— START Data section —

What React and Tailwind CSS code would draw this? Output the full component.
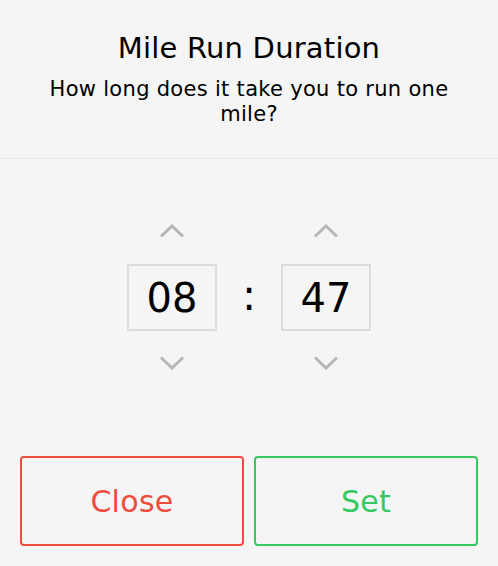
import React from "react";

function Chevron({ up }) {
  return (
    <svg width="26" height="14" viewBox="0 0 26 14" className="block">
      <path
        d={up ? "M2 12.5 L13 2 L24 12.5" : "M2 1.5 L13 12 L24 1.5"}
        fill="none"
        stroke="#b6b6b6"
        strokeWidth="3"
        strokeLinejoin="miter"
      />
    </svg>
  );
}

function Spinner({ value }) {
  return (
    <div className="flex flex-col items-center w-[90px]">
      <Chevron up />
      <div className="mt-[26px] w-[90px] h-[67px] border-2 border-[#dcdcdc] flex items-center justify-center text-[40px] text-black leading-none">
        {value}
      </div>
      <div className="mt-[25px]">
        <Chevron />
      </div>
    </div>
  );
}

export default function App() {
  return (
    <div className="w-[498px] h-[566px] bg-[#f5f5f5] flex flex-col font-['DejaVu_Sans',sans-serif] text-black">
      <div className="h-[159px] border-b border-[#ebebeb] flex flex-col items-center pt-[30px]">
        <h1 className="text-[29px] leading-[36px] tracking-[0.2px]">Mile Run Duration</h1>
        <p className="mt-[11px] text-[21px] leading-[25px] tracking-[0.3px] text-center">
          How long does it take you to run one
          <br />
          mile?
        </p>
      </div>
      <div className="flex justify-center items-start pt-[65px] gap-[22px]">
        <Spinner value="08" />
        <div className="w-[20px] h-[67px] mt-[40px] flex items-center justify-center text-[42px] leading-none pb-[4px]">
          :
        </div>
        <Spinner value="47" />
      </div>
      <div className="mt-auto flex gap-[10px] px-[20px] pb-[20px]">
        <button className="flex-1 h-[90px] border-2 border-[#f04b3d] rounded-[4px] text-[#f04b3d] text-[30px] tracking-[0.3px]">
          Close
        </button>
        <button className="flex-1 h-[90px] border-2 border-[#37c961] rounded-[4px] text-[#37c961] text-[30px] tracking-[0.3px]">
          Set
        </button>
      </div>
    </div>
  );
}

— END Data section —

Which lines contain "React"? Copy each of them.

What React and Tailwind CSS code would draw this? Output the full component.
import React from "react";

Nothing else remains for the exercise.